## Data to use
━━━━━━━━━━

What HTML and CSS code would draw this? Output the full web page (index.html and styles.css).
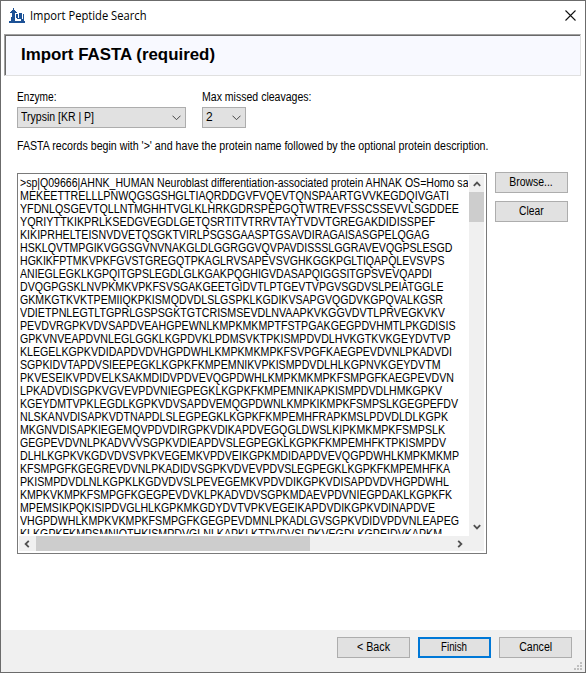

━━━━━━━━━━

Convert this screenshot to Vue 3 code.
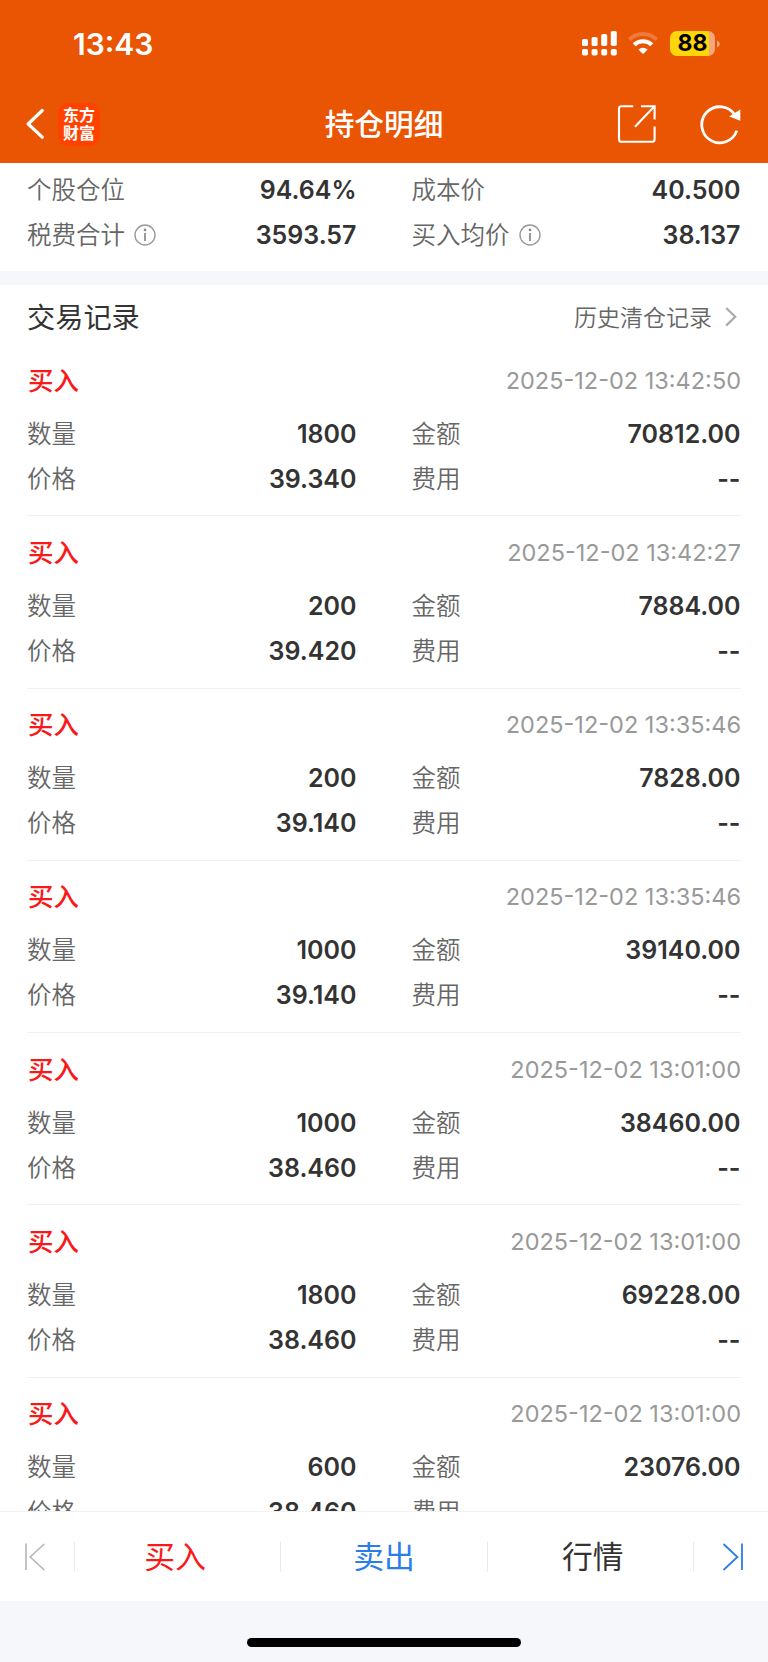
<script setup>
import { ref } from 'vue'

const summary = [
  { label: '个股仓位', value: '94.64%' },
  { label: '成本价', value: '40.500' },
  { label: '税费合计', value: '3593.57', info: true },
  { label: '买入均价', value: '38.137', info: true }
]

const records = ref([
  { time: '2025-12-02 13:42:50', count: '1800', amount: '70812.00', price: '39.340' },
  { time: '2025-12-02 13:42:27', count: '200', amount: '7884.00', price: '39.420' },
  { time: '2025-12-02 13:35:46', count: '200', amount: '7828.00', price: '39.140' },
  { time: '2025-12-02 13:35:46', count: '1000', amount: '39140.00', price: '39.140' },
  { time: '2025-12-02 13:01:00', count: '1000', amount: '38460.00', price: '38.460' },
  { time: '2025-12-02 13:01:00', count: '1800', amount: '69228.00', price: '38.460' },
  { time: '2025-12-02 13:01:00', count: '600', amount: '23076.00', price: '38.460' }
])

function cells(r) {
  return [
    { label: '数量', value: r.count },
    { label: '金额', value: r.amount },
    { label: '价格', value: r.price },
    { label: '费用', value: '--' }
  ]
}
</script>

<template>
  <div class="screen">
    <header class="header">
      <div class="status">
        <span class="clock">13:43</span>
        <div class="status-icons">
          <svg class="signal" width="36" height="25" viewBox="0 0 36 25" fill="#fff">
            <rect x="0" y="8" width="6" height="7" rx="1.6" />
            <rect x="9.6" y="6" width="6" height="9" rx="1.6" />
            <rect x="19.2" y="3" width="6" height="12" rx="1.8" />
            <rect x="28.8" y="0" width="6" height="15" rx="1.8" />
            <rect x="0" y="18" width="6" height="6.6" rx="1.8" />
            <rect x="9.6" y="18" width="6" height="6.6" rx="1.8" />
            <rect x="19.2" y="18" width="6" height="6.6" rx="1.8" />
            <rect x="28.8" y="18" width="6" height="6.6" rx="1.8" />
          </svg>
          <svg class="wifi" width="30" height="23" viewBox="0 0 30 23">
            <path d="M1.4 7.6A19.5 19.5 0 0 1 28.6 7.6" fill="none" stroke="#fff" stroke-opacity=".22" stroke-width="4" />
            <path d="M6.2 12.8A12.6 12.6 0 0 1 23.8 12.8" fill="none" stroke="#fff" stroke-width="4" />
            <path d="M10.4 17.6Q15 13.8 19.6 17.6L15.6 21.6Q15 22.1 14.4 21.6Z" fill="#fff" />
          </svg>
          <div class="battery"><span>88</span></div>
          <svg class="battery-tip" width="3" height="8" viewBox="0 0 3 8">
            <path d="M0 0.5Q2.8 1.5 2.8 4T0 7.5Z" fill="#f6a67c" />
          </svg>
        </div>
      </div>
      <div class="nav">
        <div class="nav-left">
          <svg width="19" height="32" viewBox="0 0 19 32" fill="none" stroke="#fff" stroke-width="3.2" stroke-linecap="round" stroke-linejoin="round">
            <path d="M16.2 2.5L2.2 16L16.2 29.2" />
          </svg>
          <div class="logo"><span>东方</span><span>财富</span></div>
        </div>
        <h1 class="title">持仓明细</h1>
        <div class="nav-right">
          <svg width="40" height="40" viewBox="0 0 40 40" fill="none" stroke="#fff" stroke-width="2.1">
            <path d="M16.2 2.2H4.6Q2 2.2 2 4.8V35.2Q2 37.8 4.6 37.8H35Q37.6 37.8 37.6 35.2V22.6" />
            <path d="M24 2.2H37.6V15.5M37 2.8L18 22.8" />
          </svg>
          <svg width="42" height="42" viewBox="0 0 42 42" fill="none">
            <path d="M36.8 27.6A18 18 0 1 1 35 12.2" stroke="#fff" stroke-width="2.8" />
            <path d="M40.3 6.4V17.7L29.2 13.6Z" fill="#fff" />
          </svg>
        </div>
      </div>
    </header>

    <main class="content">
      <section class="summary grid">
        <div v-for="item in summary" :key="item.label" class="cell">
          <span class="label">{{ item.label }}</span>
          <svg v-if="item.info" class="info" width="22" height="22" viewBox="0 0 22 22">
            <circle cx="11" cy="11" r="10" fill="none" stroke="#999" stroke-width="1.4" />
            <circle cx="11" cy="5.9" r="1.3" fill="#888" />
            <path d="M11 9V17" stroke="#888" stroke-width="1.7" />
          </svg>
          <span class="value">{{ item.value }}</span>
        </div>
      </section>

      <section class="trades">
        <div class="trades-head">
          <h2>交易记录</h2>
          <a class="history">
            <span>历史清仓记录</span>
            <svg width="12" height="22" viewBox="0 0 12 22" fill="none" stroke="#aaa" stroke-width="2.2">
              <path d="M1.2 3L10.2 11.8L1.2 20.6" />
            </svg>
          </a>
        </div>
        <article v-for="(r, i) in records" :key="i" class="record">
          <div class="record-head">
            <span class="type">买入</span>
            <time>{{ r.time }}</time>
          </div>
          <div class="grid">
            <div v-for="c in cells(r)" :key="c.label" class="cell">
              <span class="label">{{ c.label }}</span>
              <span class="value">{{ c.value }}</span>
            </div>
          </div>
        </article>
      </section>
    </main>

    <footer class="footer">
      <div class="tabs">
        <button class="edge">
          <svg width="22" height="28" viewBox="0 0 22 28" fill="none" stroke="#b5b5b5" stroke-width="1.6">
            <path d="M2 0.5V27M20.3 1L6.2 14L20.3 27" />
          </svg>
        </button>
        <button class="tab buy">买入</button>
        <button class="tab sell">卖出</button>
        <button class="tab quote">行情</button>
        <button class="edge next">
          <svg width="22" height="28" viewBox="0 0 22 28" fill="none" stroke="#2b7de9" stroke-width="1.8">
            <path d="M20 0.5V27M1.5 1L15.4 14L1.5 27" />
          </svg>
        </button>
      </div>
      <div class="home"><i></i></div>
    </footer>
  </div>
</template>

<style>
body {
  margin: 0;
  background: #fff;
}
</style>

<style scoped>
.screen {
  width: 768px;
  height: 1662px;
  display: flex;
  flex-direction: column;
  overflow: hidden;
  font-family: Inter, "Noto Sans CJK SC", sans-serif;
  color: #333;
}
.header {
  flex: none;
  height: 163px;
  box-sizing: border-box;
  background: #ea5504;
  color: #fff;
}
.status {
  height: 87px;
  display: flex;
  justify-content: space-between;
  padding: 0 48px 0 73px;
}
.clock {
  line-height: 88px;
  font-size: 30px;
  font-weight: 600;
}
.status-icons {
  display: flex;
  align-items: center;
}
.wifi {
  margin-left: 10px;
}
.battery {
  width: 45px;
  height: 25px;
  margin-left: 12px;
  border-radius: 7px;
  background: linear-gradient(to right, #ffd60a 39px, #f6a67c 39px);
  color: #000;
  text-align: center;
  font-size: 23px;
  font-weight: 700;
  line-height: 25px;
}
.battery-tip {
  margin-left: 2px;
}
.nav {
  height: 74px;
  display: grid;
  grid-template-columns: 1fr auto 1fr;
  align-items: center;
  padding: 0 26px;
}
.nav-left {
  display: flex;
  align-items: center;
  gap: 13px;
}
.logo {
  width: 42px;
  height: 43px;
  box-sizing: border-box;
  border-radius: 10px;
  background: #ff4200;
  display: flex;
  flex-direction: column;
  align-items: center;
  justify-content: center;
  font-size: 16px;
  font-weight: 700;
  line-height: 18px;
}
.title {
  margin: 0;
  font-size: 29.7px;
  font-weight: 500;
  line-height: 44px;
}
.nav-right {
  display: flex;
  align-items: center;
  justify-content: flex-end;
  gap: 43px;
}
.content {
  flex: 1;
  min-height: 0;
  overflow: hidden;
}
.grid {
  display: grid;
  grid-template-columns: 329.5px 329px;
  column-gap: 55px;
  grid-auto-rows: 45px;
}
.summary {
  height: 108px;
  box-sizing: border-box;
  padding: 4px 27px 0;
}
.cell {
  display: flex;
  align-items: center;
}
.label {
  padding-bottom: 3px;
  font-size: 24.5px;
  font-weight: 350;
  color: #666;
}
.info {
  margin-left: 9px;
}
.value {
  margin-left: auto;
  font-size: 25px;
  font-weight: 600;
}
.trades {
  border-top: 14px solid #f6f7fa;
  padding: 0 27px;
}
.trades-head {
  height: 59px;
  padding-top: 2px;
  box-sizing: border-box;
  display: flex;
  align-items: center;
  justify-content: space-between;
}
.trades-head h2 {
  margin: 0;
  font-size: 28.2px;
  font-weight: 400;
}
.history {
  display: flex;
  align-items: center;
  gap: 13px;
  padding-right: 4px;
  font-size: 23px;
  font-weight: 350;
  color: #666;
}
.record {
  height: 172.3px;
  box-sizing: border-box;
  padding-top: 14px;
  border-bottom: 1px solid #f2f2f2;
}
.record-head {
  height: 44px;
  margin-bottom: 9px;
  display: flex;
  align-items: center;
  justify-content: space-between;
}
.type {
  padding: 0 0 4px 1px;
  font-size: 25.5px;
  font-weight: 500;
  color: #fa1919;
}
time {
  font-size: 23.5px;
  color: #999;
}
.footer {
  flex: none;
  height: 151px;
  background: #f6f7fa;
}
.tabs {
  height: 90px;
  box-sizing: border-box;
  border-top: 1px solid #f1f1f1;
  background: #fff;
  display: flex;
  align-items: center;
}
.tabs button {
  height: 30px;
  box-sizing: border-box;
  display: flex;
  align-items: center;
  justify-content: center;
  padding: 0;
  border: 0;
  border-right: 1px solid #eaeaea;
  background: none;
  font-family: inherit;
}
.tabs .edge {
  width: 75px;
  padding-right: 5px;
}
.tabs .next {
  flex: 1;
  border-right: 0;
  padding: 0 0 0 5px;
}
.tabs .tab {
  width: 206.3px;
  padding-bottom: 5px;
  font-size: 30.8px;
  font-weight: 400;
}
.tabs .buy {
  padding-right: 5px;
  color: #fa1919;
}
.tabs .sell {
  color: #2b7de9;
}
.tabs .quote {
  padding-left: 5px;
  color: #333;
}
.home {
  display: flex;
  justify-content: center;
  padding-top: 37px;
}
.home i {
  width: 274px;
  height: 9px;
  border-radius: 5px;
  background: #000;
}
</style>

━━━━━━━━━━

## The problem
Which lines hold the word "this"? Return all of them from the records above.

## Correct response
What HTML and CSS code would draw this? Output the full web page (index.html and styles.css).
Convert this screenshot to Vue 3 code.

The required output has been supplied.